What is expected ▸ Please print exactly the lines below, from the start of the material up to and including the line with "const columns = 'grid", but none of the pictures.

Material provided ▸
- - - -

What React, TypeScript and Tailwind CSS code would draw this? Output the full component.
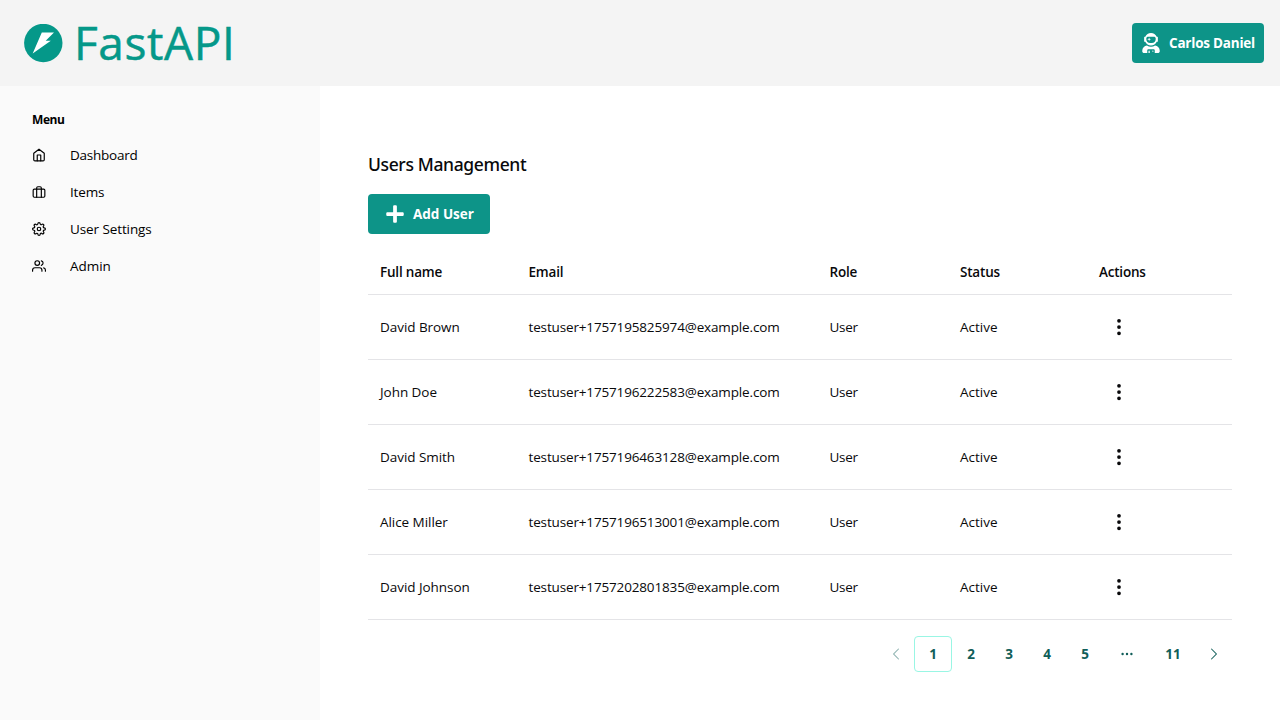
import type { ReactNode } from 'react';
import { FiHome, FiBriefcase, FiSettings, FiUsers } from 'react-icons/fi';
import { FaUserAstronaut, FaPlus } from 'react-icons/fa';
import { BsThreeDotsVertical } from 'react-icons/bs';
import { HiChevronLeft, HiChevronRight, HiMiniEllipsisHorizontal } from 'react-icons/hi2';

const users = [
  { name: 'David Brown', email: 'testuser+1757195825974@example.com' },
  { name: 'John Doe', email: 'testuser+1757196222583@example.com' },
  { name: 'David Smith', email: 'testuser+1757196463128@example.com' },
  { name: 'Alice Miller', email: 'testuser+1757196513001@example.com' },
  { name: 'David Johnson', email: 'testuser+1757202801835@example.com' },
];

const menu = [
  { label: 'Dashboard', icon: FiHome, style: 'tracking-[-0.25px]' },
  { label: 'Items', icon: FiBriefcase, style: 'tracking-[-0.15px]' },
  { label: 'User Settings', icon: FiSettings, style: 'tracking-[-0.1px]' },
  { label: 'Admin', icon: FiUsers, style: 'tracking-[-0.05px]' },
];

const columns = 'grid grid-cols-[148.5px_301px_130.5px_139px_145px] items-center border-b border-[#e4e4e7] text-[13.5px]';

function Logo() {
  return (
    <div className="flex items-center text-[#059889]">
      <svg className="size-[39px]" viewBox="0 0 39 39">
        <circle cx="19.3" cy="19" r="19.2" fill="currentColor" />
        <path d="M17.8 8.5H30L21.7 16.8H26.8L8.7 29.4Z" fill="#fff" />
      </svg>
      <span className="mb-[3px] ml-[11px] text-[46px] leading-[50px] tracking-[0.6px] [-webkit-text-stroke:0.5px_#059889]">
        FastAPI
      </span>
    </div>
  );
}

function PageButton({ children, active = false }: { children: ReactNode; active?: boolean }) {
  return (
    <button
      className={
        active
          ? 'flex h-9 w-[38px] items-center justify-center rounded border border-[#99f6e4]'
          : 'flex h-9 min-w-[38px] items-center justify-center'
      }
    >
      {children}
    </button>
  );
}

export default function App() {
  return (
    <div className="flex h-[720px] w-[1280px] flex-col overflow-hidden bg-white font-['Open_Sans','Noto_Sans',sans-serif] text-[#09090b]">
      <header className="flex h-[86px] shrink-0 items-center justify-between bg-[#f4f4f4] pr-4 pl-6">
        <Logo />
        <button className="flex h-10 w-[132px] items-center rounded bg-[#0d9488] pl-[9px] text-[13.5px] font-bold text-white">
          <FaUserAstronaut className="size-5" />
          <span className="ml-2 tracking-[-0.22px] whitespace-nowrap">Carlos Daniel</span>
        </button>
      </header>
      <div className="flex flex-1">
        <aside className="w-80 bg-[#fafafa] px-8 pt-[26px]">
          <p className="text-xs leading-4 font-bold tracking-[-0.4px] text-black">Menu</p>
          <nav className="mt-2 flex flex-col">
            {menu.map(({ label, icon: Icon, style }) => (
              <a key={label} className="flex h-[37px] items-center text-[13.5px] text-black">
                <Icon className="size-3.5" />
                <span className={`mt-0.5 ml-6 ${style}`}>{label}</span>
              </a>
            ))}
          </nav>
        </aside>
        <main className="flex-1 px-12 pt-[63px]">
          <h1 className="font-['Noto_Sans',sans-serif] text-[17.5px] leading-[30px] font-medium tracking-[-0.37px]">
            Users Management
          </h1>
          <button className="mt-[15px] flex h-10 w-[122px] items-center rounded bg-[#0d9488] pl-[17px] text-[13.5px] font-bold text-white">
            <FaPlus className="size-5" />
            <span className="ml-2 whitespace-nowrap">Add User</span>
          </button>
          <div className={`mt-4 h-[45px] font-semibold ${columns}`}>
            {['Full name', 'Email', 'Role', 'Status', 'Actions'].map((h) => (
              <span key={h} className="pl-3 tracking-[-0.2px]">{h}</span>
            ))}
          </div>
          {users.map((u) => (
            <div key={u.email} className={`h-[65px] ${columns}`}>
              <span className="pl-3 tracking-[-0.05px]">{u.name}</span>
              <span className="pl-3 tracking-[-0.15px]">{u.email}</span>
              <span className="pl-3 tracking-[-0.3px]">User</span>
              <span className="pl-3">Active</span>
              <button className="ml-[22px] w-5">
                <BsThreeDotsVertical className="size-5" />
              </button>
            </div>
          ))}
          <nav className="mt-4 flex justify-end text-[13.5px] font-bold text-[#115e59]">
            <button className="flex h-9 w-9 items-center justify-center opacity-50">
              <HiChevronLeft className="size-4" />
            </button>
            <PageButton active>1</PageButton>
            <PageButton>2</PageButton>
            <PageButton>3</PageButton>
            <PageButton>4</PageButton>
            <PageButton>5</PageButton>
            <span className="flex h-9 w-[46px] items-center justify-center">
              <HiMiniEllipsisHorizontal className="size-4" />
            </span>
            <span className="flex h-9 w-[46px] items-center justify-center">11</span>
            <button className="flex h-9 w-9 items-center justify-center">
              <HiChevronRight className="size-4" />
            </button>
          </nav>
        </main>
      </div>
    </div>
  );
}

- - - -

Exercise output ▸
What React, TypeScript and Tailwind CSS code would draw this? Output the full component.
import type { ReactNode } from 'react';
import { FiHome, FiBriefcase, FiSettings, FiUsers } from 'react-icons/fi';
import { FaUserAstronaut, FaPlus } from 'react-icons/fa';
import { BsThreeDotsVertical } from 'react-icons/bs';
import { HiChevronLeft, HiChevronRight, HiMiniEllipsisHorizontal } from 'react-icons/hi2';

const users = [
  { name: 'David Brown', email: 'testuser+1757195825974@example.com' },
  { name: 'John Doe', email: 'testuser+1757196222583@example.com' },
  { name: 'David Smith', email: 'testuser+1757196463128@example.com' },
  { name: 'Alice Miller', email: 'testuser+1757196513001@example.com' },
  { name: 'David Johnson', email: 'testuser+1757202801835@example.com' },
];

const menu = [
  { label: 'Dashboard', icon: FiHome, style: 'tracking-[-0.25px]' },
  { label: 'Items', icon: FiBriefcase, style: 'tracking-[-0.15px]' },
  { label: 'User Settings', icon: FiSettings, style: 'tracking-[-0.1px]' },
  { label: 'Admin', icon: FiUsers, style: 'tracking-[-0.05px]' },
];

const columns = 'grid grid-cols-[148.5px_301px_130.5px_139px_145px] items-center border-b border-[#e4e4e7] text-[13.5px]';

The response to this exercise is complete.